Diamandis has long been one of tech's most reliable optimists. His books, including "Abundance" and "The Future Is Faster Than You Think," argue that exponential technologies are on the verge of solving humanity's grand challenges. But optimism doesn't sell movie tickets the way dystopia does. Horror is easier to write than hope.
That's the challenge facing Future Vision Xprize entrants. Creating compelling optimistic sci-fi is genuinely hard. It requires imagining not just cool gadgets, but the social, political, and economic systems that would allow those technologies to benefit everyone. Star Trek worked because it didn't just show faster-than-light travel - it showed a civilization that had moved beyond capitalism, nationalism, and scarcity thinking.
The competition arrives as Hollywood grapples with its own existential questions about AI. Screenwriters fought hard during recent strikes to limit AI's role in content creation. Now they're being asked to imagine AI as humanity's partner rather than its replacement.
Whether the Future Vision Xprize can actually move the cultural needle remains to be seen. Funding is one thing - distribution is another. Even well-funded independent films struggle to break through in an entertainment landscape dominated by franchise sequels and established IP. The winners will need more than prize money. They'll need theatrical releases, streaming deals, and the kind of marketing muscle that turns movies into cultural moments.

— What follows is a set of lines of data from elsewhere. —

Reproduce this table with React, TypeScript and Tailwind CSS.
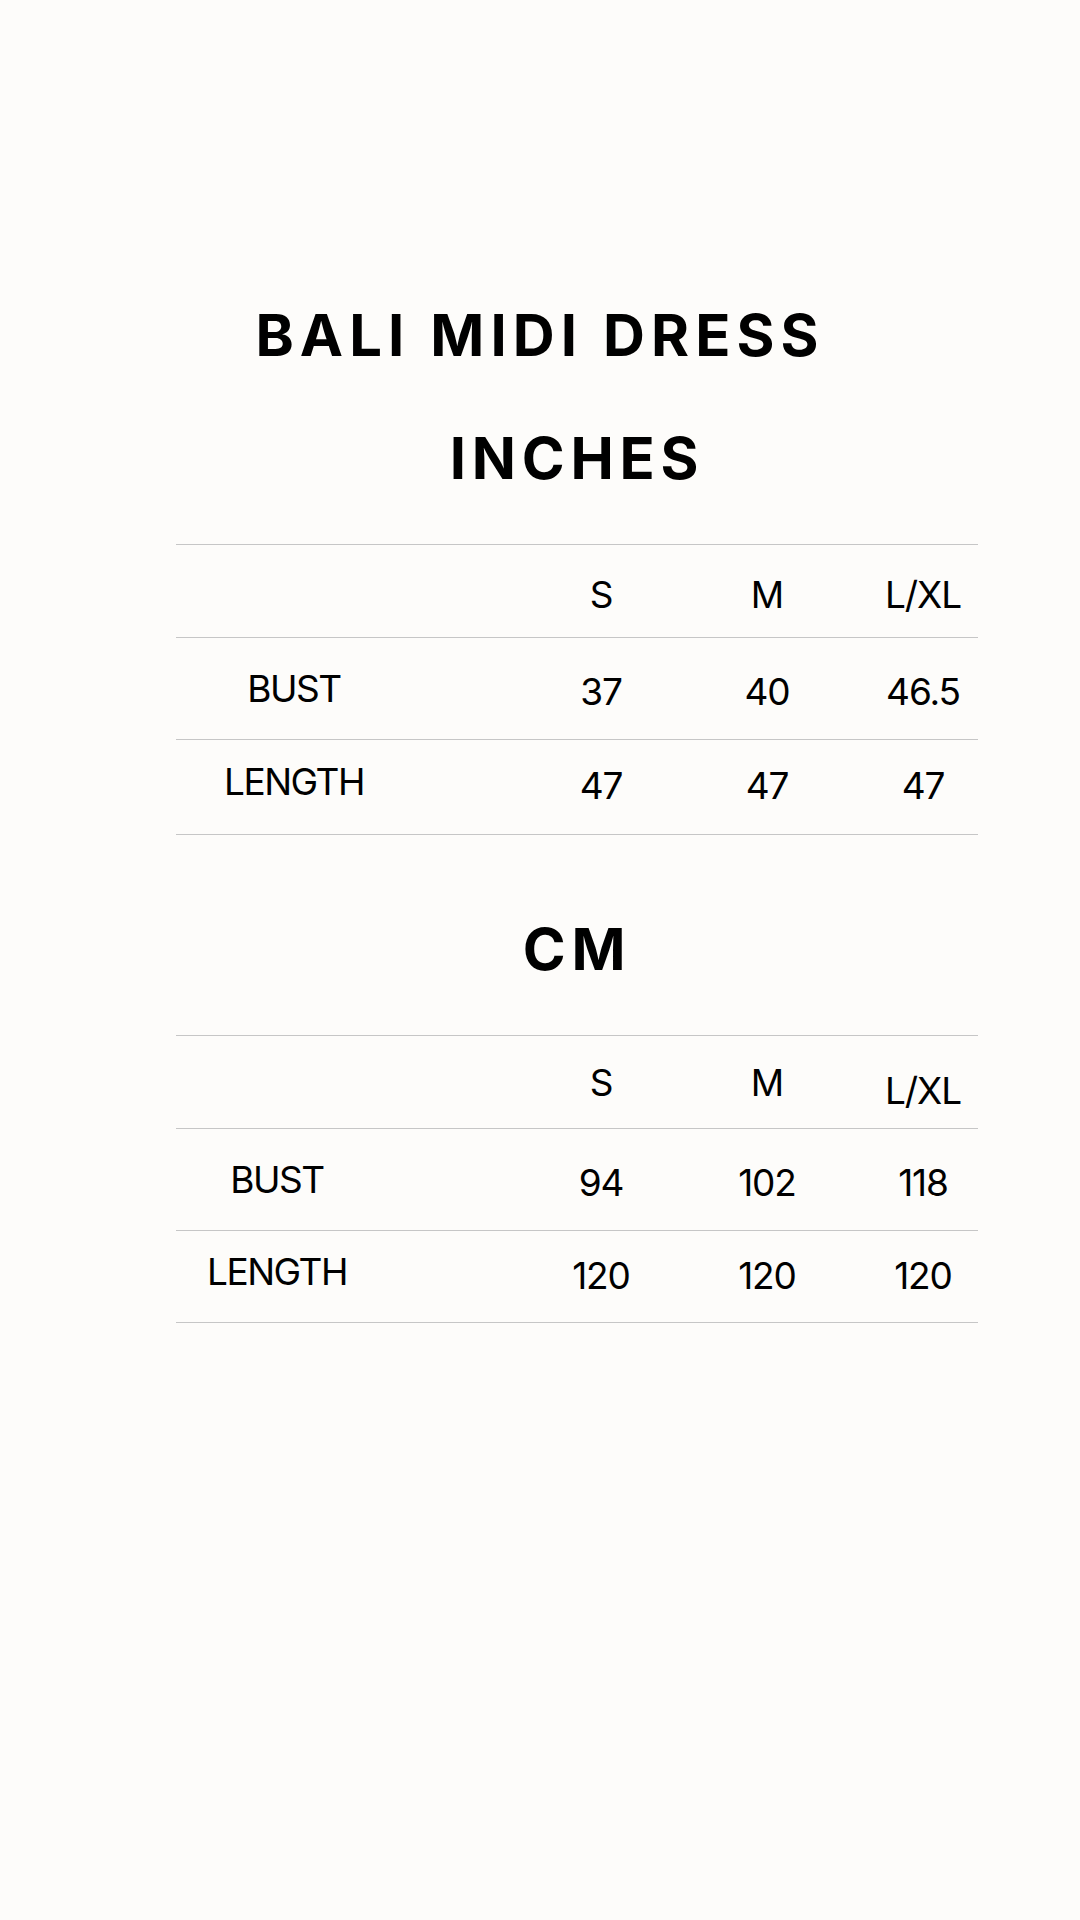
const tables = [
  {
    unit: "INCHES",
    labelPad: "pr-[124px]",
    headPad: ["pt-[6px]", "pt-[6px]", "pt-[6px]"],
    lastRow: "h-[95px]",
    rows: [
      { label: "BUST", values: ["37", "40", "46.5"] },
      { label: "LENGTH", values: ["47", "47", "47"] },
    ],
  },
  {
    unit: "CM",
    labelPad: "pr-[158px]",
    headPad: ["pt-0", "pt-0", "pt-[17px]"],
    lastRow: "h-[92px]",
    rows: [
      { label: "BUST", values: ["94", "102", "118"] },
      { label: "LENGTH", values: ["120", "120", "120"] },
    ],
  },
];

const sizes = ["S", "M", "L/XL"];

const rowGrid = "grid grid-cols-[360px_130px_202px_110px] items-center border-b border-[#c6c6c6]";

const SizeTable = ({ unit, labelPad, headPad, lastRow, rows }: (typeof tables)[number]) => {
  return (
    <div>
      <h2 className="text-center text-[58px] leading-[58px] font-bold tracking-[0.1em] text-black">
        {unit}
      </h2>
      <div className="mt-[57px] border-t border-[#c6c6c6] font-['Inter',sans-serif] text-[37px] leading-none text-black">
        <div className={`${rowGrid} h-[93px]`}>
          <div />
          {sizes.map((s, j) => (
            <div key={s} className={`text-center tracking-[-0.03em] ${headPad[j]}`}>
              {s}
            </div>
          ))}
        </div>
        {rows.map((row, i) => {
          const last = i === rows.length - 1;
          return (
            <div key={row.label} className={`${rowGrid} ${last ? lastRow : "h-[102px]"}`}>
              <div className={`text-center tracking-[-0.04em] ${labelPad} ${last ? "pb-[11px]" : ""}`}>
                {row.label}
              </div>
              {row.values.map((v, j) => (
                <div key={j} className={`text-center tracking-[-0.03em] ${last ? "pb-[3px]" : "pt-[6px]"}`}>
                  {v}
                </div>
              ))}
            </div>
          );
        })}
      </div>
    </div>
  );
};

export default function App() {
  return (
    <div className="min-h-[1920px] w-[1080px] bg-[#fdfcfa] pt-[306px] font-['Inter',sans-serif]">
      <h1 className="text-center text-[58px] leading-[58px] font-bold tracking-[0.105em] text-black">
        BALI MIDI DRESS
      </h1>
      <div className="ml-[176px] mt-[65px] w-[802px] space-y-[85px]">
        {tables.map((t) => (
          <SizeTable key={t.unit} {...t} />
        ))}
      </div>
    </div>
  );
}
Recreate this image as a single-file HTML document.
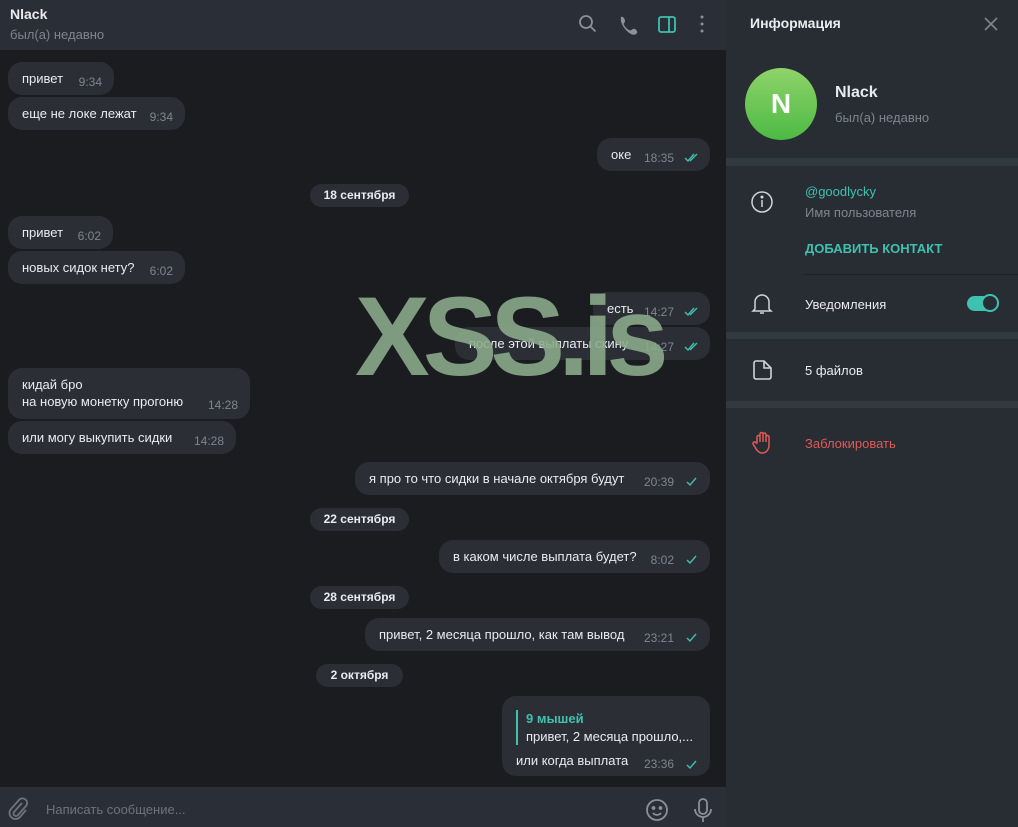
<!DOCTYPE html>
<html><head><meta charset="utf-8"><style>
*{margin:0;padding:0;box-sizing:border-box}
body{width:1018px;height:827px;background:#1b1c20;font-family:"Liberation Sans","DejaVu Sans",sans-serif;font-size:13px;color:#e9ecef;position:relative;overflow:hidden}
.a{position:absolute}
.b{position:absolute;background:#2b2f35;border-radius:14px;height:33px;line-height:33px;padding-left:14px;white-space:nowrap}
.b .t{position:absolute;right:12px;top:4px;font-size:12px;color:#7d858e}
.r .t{right:36px}
.ck{position:absolute;right:10px;top:15px}
.d{position:absolute;background:#2b2f35;border-radius:12px;height:23px;line-height:23px;text-align:center;font-weight:bold;font-size:12px}
</style></head><body>
<div class="a" style="left:0;top:0;width:726px;height:50px;background:#2a2f37"></div>
<div class="a" style="left:10px;top:6px;font-weight:bold;font-size:14px">Nlack</div>
<div class="a" style="left:10px;top:27px;color:#7d858e">был(а) недавно</div>
<svg class="a" style="left:576px;top:12px" width="140" height="26" fill="none" stroke="#8a9199" stroke-width="1.8">
<circle cx="10" cy="10" r="6"/><path d="M14.5 14.5l5 5"/>
<path d="M45 5c2-1 4 2 4 4s-2 2-1 4 3 4 5 5 2 0 4-1 5 2 4 4c-2 3-6 2-10-2s-7-9-6-14z" fill="#8a9199" stroke="none"/>
<rect x="83" y="5" width="16" height="15" rx="2" stroke="#3fc1b0"/><path d="M93 5v15" stroke="#3fc1b0"/>
<circle cx="126" cy="5" r="1.5" fill="#8a9199" stroke="none"/><circle cx="126" cy="12" r="1.5" fill="#8a9199" stroke="none"/><circle cx="126" cy="19" r="1.5" fill="#8a9199" stroke="none"/>
</svg>

<div class="b" style="left:8px;top:62px;width:106px">привет<span class="t">9:34</span></div>
<div class="b" style="left:8px;top:97px;width:177px">еще не локе лежат<span class="t">9:34</span></div>
<div class="b r" style="left:597px;top:138px;width:113px">оке<span class="t">18:35</span><svg class="ck" width="16" height="10" fill="none" stroke="#3fc1b0" stroke-width="1.4"><path d="M1 5l3 3 6-7M6 8l7-7"/></svg></div>
<div class="d" style="left:310px;top:184px;width:99px">18 сентября</div>
<div class="b" style="left:8px;top:216px;width:105px">привет<span class="t">6:02</span></div>
<div class="b" style="left:8px;top:251px;width:177px">новых сидок нету?<span class="t">6:02</span></div>
<div class="b r" style="left:593px;top:292px;width:117px">есть<span class="t">14:27</span><svg class="ck" width="16" height="10" fill="none" stroke="#3fc1b0" stroke-width="1.4"><path d="M1 5l3 3 6-7M6 8l7-7"/></svg></div>
<div class="b r" style="left:455px;top:327px;width:255px">после этой выплаты скину<span class="t">14:27</span><svg class="ck" width="16" height="10" fill="none" stroke="#3fc1b0" stroke-width="1.4"><path d="M1 5l3 3 6-7M6 8l7-7"/></svg></div>
<div class="b" style="left:8px;top:368px;width:242px;height:51px;line-height:17px;padding-top:8px">кидай бро<br>на новую монетку прогоню<span class="t" style="top:auto;bottom:5px;line-height:17px">14:28</span></div>
<div class="b" style="left:8px;top:421px;width:228px">или могу выкупить сидки<span class="t">14:28</span></div>
<div class="b r" style="left:355px;top:462px;width:355px">я про то что сидки в начале октября будут<span class="t">20:39</span><svg class="ck" width="16" height="10" fill="none" stroke="#3fc1b0" stroke-width="1.4"><path d="M3 5l3 3 6-7"/></svg></div>
<div class="d" style="left:310px;top:508px;width:99px">22 сентября</div>
<div class="b r" style="left:439px;top:540px;width:271px">в каком числе выплата будет?<span class="t">8:02</span><svg class="ck" width="16" height="10" fill="none" stroke="#3fc1b0" stroke-width="1.4"><path d="M3 5l3 3 6-7"/></svg></div>
<div class="d" style="left:310px;top:586px;width:99px">28 сентября</div>
<div class="b r" style="left:365px;top:618px;width:345px">привет, 2 месяца прошло, как там вывод<span class="t">23:21</span><svg class="ck" width="16" height="10" fill="none" stroke="#3fc1b0" stroke-width="1.4"><path d="M3 5l3 3 6-7"/></svg></div>
<div class="d" style="left:316px;top:664px;width:87px">2 октября</div>
<div class="b r" style="left:502px;top:696px;width:208px;height:80px;line-height:17px;padding:0">
<div class="a" style="left:14px;top:14px;width:2px;height:35px;background:#3fc1b0"></div>
<div class="a" style="left:24px;top:14px;color:#3fc1b0;font-weight:bold">9 мышей</div>
<div class="a" style="left:24px;top:32px">привет, 2 месяца прошло,...</div>
<div class="a" style="left:14px;top:56px">или когда выплата</div>
<span class="t" style="top:60px;line-height:17px">23:36</span><svg class="ck" style="top:64px" width="16" height="10" fill="none" stroke="#3fc1b0" stroke-width="1.4"><path d="M3 5l3 3 6-7"/></svg></div>

<div class="a" style="left:355px;top:272px;font-size:112px;font-weight:bold;color:rgba(140,172,140,0.88);letter-spacing:-7px;line-height:130px">XSS.is</div>

<div class="a" style="left:0;top:787px;width:726px;height:40px;background:#2a2f37"></div>
<svg class="a" style="left:6px;top:797px" width="24" height="24" fill="none" stroke="#6c737b" stroke-width="1.8"><path d="M16 6l-8 9a2.5 2.5 0 0 0 4 3l8-9a4.5 4.5 0 0 0-7-6l-8 9a6 6 0 0 0 9 8l6-7"/></svg>
<div class="a" style="left:46px;top:802px;color:#6c737b">Написать сообщение...</div>
<svg class="a" style="left:645px;top:797px" width="70" height="26" fill="none" stroke="#8a9199" stroke-width="1.8"><circle cx="12" cy="13" r="10"/><circle cx="8.5" cy="11" r="1" fill="#8a9199"/><circle cx="15.5" cy="11" r="1" fill="#8a9199"/><path d="M8 16c2 2.5 6 2.5 8 0"/><rect x="54" y="2" width="8" height="15" rx="4"/><path d="M50 12a8 8 0 0 0 16 0M58 20v5"/></svg>

<div class="a" style="left:726px;top:0;width:292px;height:827px;background:#282d34"></div>
<div class="a" style="left:750px;top:15px;font-size:14px;font-weight:bold">Информация</div>
<svg class="a" style="left:984px;top:17px" width="14" height="14" stroke="#7d858e" stroke-width="1.6"><path d="M1 1l12 12M13 1L1 13"/></svg>
<div class="a" style="left:745px;top:68px;width:72px;height:72px;border-radius:50%;background:linear-gradient(#8fd36a,#4cba44);color:#fff;font-size:28px;font-weight:bold;text-align:center;line-height:72px">N</div>
<div class="a" style="left:835px;top:84px;font-size:16px;font-weight:bold">Nlack</div>
<div class="a" style="left:835px;top:110px;color:#7d858e">был(а) недавно</div>
<div class="a" style="left:726px;top:158px;width:292px;height:8px;background:#323a41"></div>
<svg class="a" style="left:750px;top:190px" width="24" height="24" fill="none" stroke="#d0d4d8" stroke-width="1.5"><circle cx="12" cy="12" r="10"/><path d="M12 10v7"/><circle cx="12" cy="7" r=".8" fill="#d0d4d8"/></svg>
<div class="a" style="left:805px;top:184px;color:#3fc1b0">@goodlycky</div>
<div class="a" style="left:805px;top:205px;color:#7d858e">Имя пользователя</div>
<div class="a" style="left:805px;top:241px;color:#3fc1b0;font-weight:bold">ДОБАВИТЬ КОНТАКТ</div>
<div class="a" style="left:803px;top:274px;width:215px;height:1px;background:#1f2328"></div>
<svg class="a" style="left:751px;top:292px" width="22" height="24" fill="none" stroke="#d0d4d8" stroke-width="1.5"><path d="M4 17V10a7 7 0 0 1 14 0v7l2 2H2z M9 21h4"/></svg>
<div class="a" style="left:805px;top:297px">Уведомления</div>
<div class="a" style="left:967px;top:296px;width:30px;height:15px;border-radius:8px;background:#3fc1b0"></div>
<div class="a" style="left:981px;top:294px;width:18px;height:18px;border-radius:50%;background:#282d34;border:2px solid #3fc1b0"></div>
<div class="a" style="left:726px;top:332px;width:292px;height:7px;background:#323a41"></div>
<svg class="a" style="left:752px;top:359px" width="22" height="22" fill="none" stroke="#d0d4d8" stroke-width="1.6"><path d="M4 2h8l7 7v9a2 2 0 0 1-2 2H4a2 2 0 0 1-2-2V4a2 2 0 0 1 2-2zM12 2v7h7"/></svg>
<div class="a" style="left:805px;top:363px">5 файлов</div>
<div class="a" style="left:726px;top:401px;width:292px;height:7px;background:#323a41"></div>
<svg class="a" style="left:752px;top:431px" width="22" height="24" fill="none" stroke="#e05a55" stroke-width="1.5"><path d="M5 12V6a1.5 1.5 0 0 1 3 0v5V3a1.5 1.5 0 0 1 3 0v8V3.5a1.5 1.5 0 0 1 3 0V11V6a1.5 1.5 0 0 1 3 0v8c0 5-3 8-7 8-3 0-5-2-7-6l-2-3a1.5 1.5 0 0 1 3-1z"/></svg>
<div class="a" style="left:805px;top:436px;color:#e05a55">Заблокировать</div>
</body></html>
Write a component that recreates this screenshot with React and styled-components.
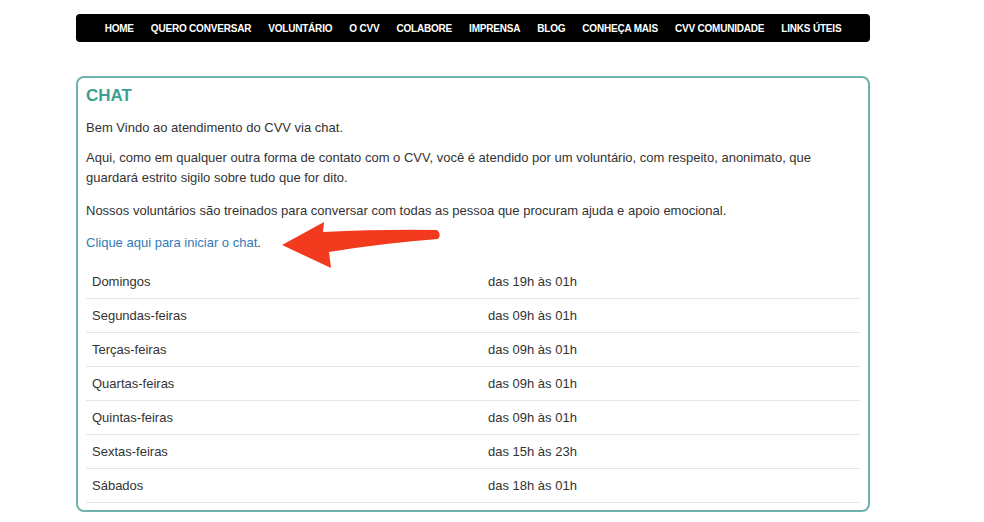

But the very existence of the competition signals something significant: Silicon Valley's most prominent figures recognize they have a narrative problem. And they're willing to invest real money in solving it. Whether audiences are ready for optimistic sci-fi in an age of very real technological disruption is the billion-dollar question.
The Future Vision Xprize represents more than just another Silicon Valley competition - it's an admission that technology's reputation crisis can't be solved with better engineering alone. By recruiting Hollywood to imagine futures worth building, Diamandis and his backers are betting that inspiration matters as much as innovation. Whether filmmakers can craft stories that make AI feel less threatening and more promising could shape public sentiment as much as the technology itself. The real test won't be who wins the prizes, but whether anyone actually watches the films.